WHAT IS ASKED — Print the listing as it stands, omitting all images.

PROVIDED DATA —
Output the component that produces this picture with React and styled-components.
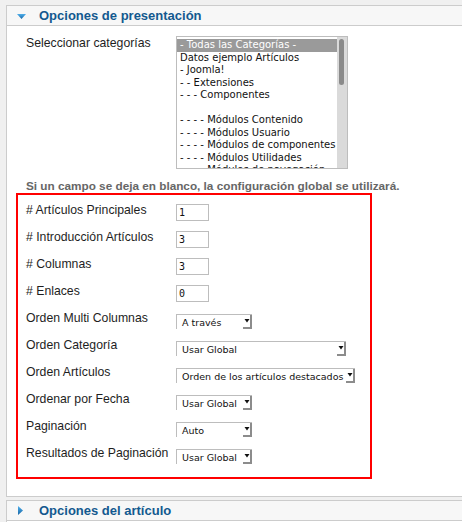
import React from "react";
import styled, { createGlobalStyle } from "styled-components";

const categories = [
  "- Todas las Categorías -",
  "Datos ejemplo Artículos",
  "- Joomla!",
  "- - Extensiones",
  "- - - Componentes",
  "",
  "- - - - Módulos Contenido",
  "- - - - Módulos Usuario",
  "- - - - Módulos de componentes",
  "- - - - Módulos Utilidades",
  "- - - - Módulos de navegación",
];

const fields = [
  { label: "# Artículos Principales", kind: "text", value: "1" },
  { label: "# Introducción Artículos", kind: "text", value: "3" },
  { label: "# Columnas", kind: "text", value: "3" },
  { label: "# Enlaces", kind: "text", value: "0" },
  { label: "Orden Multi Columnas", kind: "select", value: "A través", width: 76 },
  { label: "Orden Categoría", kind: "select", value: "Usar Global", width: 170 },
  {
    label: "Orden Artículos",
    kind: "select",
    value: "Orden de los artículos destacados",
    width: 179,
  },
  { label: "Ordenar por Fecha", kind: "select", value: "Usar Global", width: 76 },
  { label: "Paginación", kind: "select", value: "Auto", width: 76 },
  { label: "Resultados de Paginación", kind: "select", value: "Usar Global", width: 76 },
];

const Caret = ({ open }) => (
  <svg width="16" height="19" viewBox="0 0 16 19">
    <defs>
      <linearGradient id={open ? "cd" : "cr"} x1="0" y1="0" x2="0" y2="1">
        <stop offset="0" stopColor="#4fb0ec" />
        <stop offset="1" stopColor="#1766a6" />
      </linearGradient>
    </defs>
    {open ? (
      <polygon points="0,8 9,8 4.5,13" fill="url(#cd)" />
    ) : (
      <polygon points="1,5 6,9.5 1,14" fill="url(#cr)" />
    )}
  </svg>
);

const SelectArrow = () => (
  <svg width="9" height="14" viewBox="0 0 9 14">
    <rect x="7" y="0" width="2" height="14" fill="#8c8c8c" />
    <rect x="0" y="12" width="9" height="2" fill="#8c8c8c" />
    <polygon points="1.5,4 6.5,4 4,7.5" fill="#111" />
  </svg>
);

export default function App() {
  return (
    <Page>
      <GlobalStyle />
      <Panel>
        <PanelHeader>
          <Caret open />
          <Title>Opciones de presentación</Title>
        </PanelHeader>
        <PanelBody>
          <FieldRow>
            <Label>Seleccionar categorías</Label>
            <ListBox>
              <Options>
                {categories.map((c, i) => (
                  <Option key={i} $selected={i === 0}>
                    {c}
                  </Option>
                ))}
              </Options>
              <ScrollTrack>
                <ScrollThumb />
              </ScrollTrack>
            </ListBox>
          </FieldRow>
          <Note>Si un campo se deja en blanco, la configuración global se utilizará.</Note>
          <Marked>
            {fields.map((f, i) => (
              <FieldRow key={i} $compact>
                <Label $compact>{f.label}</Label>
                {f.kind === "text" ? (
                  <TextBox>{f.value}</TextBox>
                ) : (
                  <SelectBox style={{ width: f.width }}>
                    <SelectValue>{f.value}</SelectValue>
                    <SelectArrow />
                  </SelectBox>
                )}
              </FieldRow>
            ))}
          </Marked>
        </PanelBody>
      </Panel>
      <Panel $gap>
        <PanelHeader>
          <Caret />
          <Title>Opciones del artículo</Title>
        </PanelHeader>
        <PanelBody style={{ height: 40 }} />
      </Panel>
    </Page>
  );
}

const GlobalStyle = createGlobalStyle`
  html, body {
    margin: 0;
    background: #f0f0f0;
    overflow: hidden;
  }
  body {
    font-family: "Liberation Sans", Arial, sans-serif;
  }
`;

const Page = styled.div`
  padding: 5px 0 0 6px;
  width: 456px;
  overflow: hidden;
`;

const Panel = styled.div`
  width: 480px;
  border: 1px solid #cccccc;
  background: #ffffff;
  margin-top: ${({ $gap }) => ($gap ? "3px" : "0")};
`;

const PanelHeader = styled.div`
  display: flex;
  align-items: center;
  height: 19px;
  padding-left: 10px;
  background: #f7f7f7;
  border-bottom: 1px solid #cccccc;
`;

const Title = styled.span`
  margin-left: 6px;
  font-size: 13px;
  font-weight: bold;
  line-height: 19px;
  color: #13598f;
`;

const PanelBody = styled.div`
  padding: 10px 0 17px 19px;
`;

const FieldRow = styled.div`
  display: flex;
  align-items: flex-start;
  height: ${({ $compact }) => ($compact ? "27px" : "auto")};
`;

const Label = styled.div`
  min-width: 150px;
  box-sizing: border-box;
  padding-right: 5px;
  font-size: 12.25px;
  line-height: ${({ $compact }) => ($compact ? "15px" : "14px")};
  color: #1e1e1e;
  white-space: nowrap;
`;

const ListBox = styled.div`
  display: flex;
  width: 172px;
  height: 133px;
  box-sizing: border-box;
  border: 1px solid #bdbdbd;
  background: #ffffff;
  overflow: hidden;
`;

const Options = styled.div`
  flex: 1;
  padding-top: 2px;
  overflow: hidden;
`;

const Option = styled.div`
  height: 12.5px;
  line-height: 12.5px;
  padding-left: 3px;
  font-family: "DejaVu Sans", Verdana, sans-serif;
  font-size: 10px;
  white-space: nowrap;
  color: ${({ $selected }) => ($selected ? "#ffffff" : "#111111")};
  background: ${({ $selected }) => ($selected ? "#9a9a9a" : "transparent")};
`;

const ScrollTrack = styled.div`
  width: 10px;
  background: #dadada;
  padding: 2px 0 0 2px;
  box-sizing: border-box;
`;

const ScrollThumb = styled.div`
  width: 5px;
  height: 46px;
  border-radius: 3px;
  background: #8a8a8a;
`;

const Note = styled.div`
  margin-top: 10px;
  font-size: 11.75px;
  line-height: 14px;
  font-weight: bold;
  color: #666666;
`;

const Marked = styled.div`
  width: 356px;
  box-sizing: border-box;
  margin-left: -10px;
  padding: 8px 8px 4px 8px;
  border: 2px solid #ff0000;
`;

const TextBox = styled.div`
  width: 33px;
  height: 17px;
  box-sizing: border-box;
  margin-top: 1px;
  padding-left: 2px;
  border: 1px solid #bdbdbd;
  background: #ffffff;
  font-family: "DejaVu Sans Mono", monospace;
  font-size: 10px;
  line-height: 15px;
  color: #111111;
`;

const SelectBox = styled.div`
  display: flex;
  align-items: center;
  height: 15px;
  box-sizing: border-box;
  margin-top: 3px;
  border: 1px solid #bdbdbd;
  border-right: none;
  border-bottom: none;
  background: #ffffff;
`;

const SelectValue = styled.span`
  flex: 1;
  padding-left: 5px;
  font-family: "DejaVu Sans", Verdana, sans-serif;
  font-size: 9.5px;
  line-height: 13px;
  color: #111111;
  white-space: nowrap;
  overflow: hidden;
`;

FINAL RESULT —
Output the component that produces this picture with React and styled-components.
import React from "react";
import styled, { createGlobalStyle } from "styled-components";

const categories = [
  "- Todas las Categorías -",
  "Datos ejemplo Artículos",
  "- Joomla!",
  "- - Extensiones",
  "- - - Componentes",
  "",
  "- - - - Módulos Contenido",
  "- - - - Módulos Usuario",
  "- - - - Módulos de componentes",
  "- - - - Módulos Utilidades",
  "- - - - Módulos de navegación",
];

const fields = [
  { label: "# Artículos Principales", kind: "text", value: "1" },
  { label: "# Introducción Artículos", kind: "text", value: "3" },
  { label: "# Columnas", kind: "text", value: "3" },
  { label: "# Enlaces", kind: "text", value: "0" },
  { label: "Orden Multi Columnas", kind: "select", value: "A través", width: 76 },
  { label: "Orden Categoría", kind: "select", value: "Usar Global", width: 170 },
  {
    label: "Orden Artículos",
    kind: "select",
    value: "Orden de los artículos destacados",
    width: 179,
  },
  { label: "Ordenar por Fecha", kind: "select", value: "Usar Global", width: 76 },
  { label: "Paginación", kind: "select", value: "Auto", width: 76 },
  { label: "Resultados de Paginación", kind: "select", value: "Usar Global", width: 76 },
];

const Caret = ({ open }) => (
  <svg width="16" height="19" viewBox="0 0 16 19">
    <defs>
      <linearGradient id={open ? "cd" : "cr"} x1="0" y1="0" x2="0" y2="1">
        <stop offset="0" stopColor="#4fb0ec" />
        <stop offset="1" stopColor="#1766a6" />
      </linearGradient>
    </defs>
    {open ? (
      <polygon points="0,8 9,8 4.5,13" fill="url(#cd)" />
    ) : (
      <polygon points="1,5 6,9.5 1,14" fill="url(#cr)" />
    )}
  </svg>
);

const SelectArrow = () => (
  <svg width="9" height="14" viewBox="0 0 9 14">
    <rect x="7" y="0" width="2" height="14" fill="#8c8c8c" />
    <rect x="0" y="12" width="9" height="2" fill="#8c8c8c" />
    <polygon points="1.5,4 6.5,4 4,7.5" fill="#111" />
  </svg>
);

export default function App() {
  return (
    <Page>
      <GlobalStyle />
      <Panel>
        <PanelHeader>
          <Caret open />
          <Title>Opciones de presentación</Title>
        </PanelHeader>
        <PanelBody>
          <FieldRow>
            <Label>Seleccionar categorías</Label>
            <ListBox>
              <Options>
                {categories.map((c, i) => (
                  <Option key={i} $selected={i === 0}>
                    {c}
                  </Option>
                ))}
              </Options>
              <ScrollTrack>
                <ScrollThumb />
              </ScrollTrack>
            </ListBox>
          </FieldRow>
          <Note>Si un campo se deja en blanco, la configuración global se utilizará.</Note>
          <Marked>
            {fields.map((f, i) => (
              <FieldRow key={i} $compact>
                <Label $compact>{f.label}</Label>
                {f.kind === "text" ? (
                  <TextBox>{f.value}</TextBox>
                ) : (
                  <SelectBox style={{ width: f.width }}>
                    <SelectValue>{f.value}</SelectValue>
                    <SelectArrow />
                  </SelectBox>
                )}
              </FieldRow>
            ))}
          </Marked>
        </PanelBody>
      </Panel>
      <Panel $gap>
        <PanelHeader>
          <Caret />
          <Title>Opciones del artículo</Title>
        </PanelHeader>
        <PanelBody style={{ height: 40 }} />
      </Panel>
    </Page>
  );
}

const GlobalStyle = createGlobalStyle`
  html, body {
    margin: 0;
    background: #f0f0f0;
    overflow: hidden;
  }
  body {
    font-family: "Liberation Sans", Arial, sans-serif;
  }
`;

const Page = styled.div`
  padding: 5px 0 0 6px;
  width: 456px;
  overflow: hidden;
`;

const Panel = styled.div`
  width: 480px;
  border: 1px solid #cccccc;
  background: #ffffff;
  margin-top: ${({ $gap }) => ($gap ? "3px" : "0")};
`;

const PanelHeader = styled.div`
  display: flex;
  align-items: center;
  height: 19px;
  padding-left: 10px;
  background: #f7f7f7;
  border-bottom: 1px solid #cccccc;
`;

const Title = styled.span`
  margin-left: 6px;
  font-size: 13px;
  font-weight: bold;
  line-height: 19px;
  color: #13598f;
`;

const PanelBody = styled.div`
  padding: 10px 0 17px 19px;
`;

const FieldRow = styled.div`
  display: flex;
  align-items: flex-start;
  height: ${({ $compact }) => ($compact ? "27px" : "auto")};
`;

const Label = styled.div`
  min-width: 150px;
  box-sizing: border-box;
  padding-right: 5px;
  font-size: 12.25px;
  line-height: ${({ $compact }) => ($compact ? "15px" : "14px")};
  color: #1e1e1e;
  white-space: nowrap;
`;

const ListBox = styled.div`
  display: flex;
  width: 172px;
  height: 133px;
  box-sizing: border-box;
  border: 1px solid #bdbdbd;
  background: #ffffff;
  overflow: hidden;
`;

const Options = styled.div`
  flex: 1;
  padding-top: 2px;
  overflow: hidden;
`;

const Option = styled.div`
  height: 12.5px;
  line-height: 12.5px;
  padding-left: 3px;
  font-family: "DejaVu Sans", Verdana, sans-serif;
  font-size: 10px;
  white-space: nowrap;
  color: ${({ $selected }) => ($selected ? "#ffffff" : "#111111")};
  background: ${({ $selected }) => ($selected ? "#9a9a9a" : "transparent")};
`;

const ScrollTrack = styled.div`
  width: 10px;
  background: #dadada;
  padding: 2px 0 0 2px;
  box-sizing: border-box;
`;

const ScrollThumb = styled.div`
  width: 5px;
  height: 46px;
  border-radius: 3px;
  background: #8a8a8a;
`;

const Note = styled.div`
  margin-top: 10px;
  font-size: 11.75px;
  line-height: 14px;
  font-weight: bold;
  color: #666666;
`;

const Marked = styled.div`
  width: 356px;
  box-sizing: border-box;
  margin-left: -10px;
  padding: 8px 8px 4px 8px;
  border: 2px solid #ff0000;
`;

const TextBox = styled.div`
  width: 33px;
  height: 17px;
  box-sizing: border-box;
  margin-top: 1px;
  padding-left: 2px;
  border: 1px solid #bdbdbd;
  background: #ffffff;
  font-family: "DejaVu Sans Mono", monospace;
  font-size: 10px;
  line-height: 15px;
  color: #111111;
`;

const SelectBox = styled.div`
  display: flex;
  align-items: center;
  height: 15px;
  box-sizing: border-box;
  margin-top: 3px;
  border: 1px solid #bdbdbd;
  border-right: none;
  border-bottom: none;
  background: #ffffff;
`;

const SelectValue = styled.span`
  flex: 1;
  padding-left: 5px;
  font-family: "DejaVu Sans", Verdana, sans-serif;
  font-size: 9.5px;
  line-height: 13px;
  color: #111111;
  white-space: nowrap;
  overflow: hidden;
`;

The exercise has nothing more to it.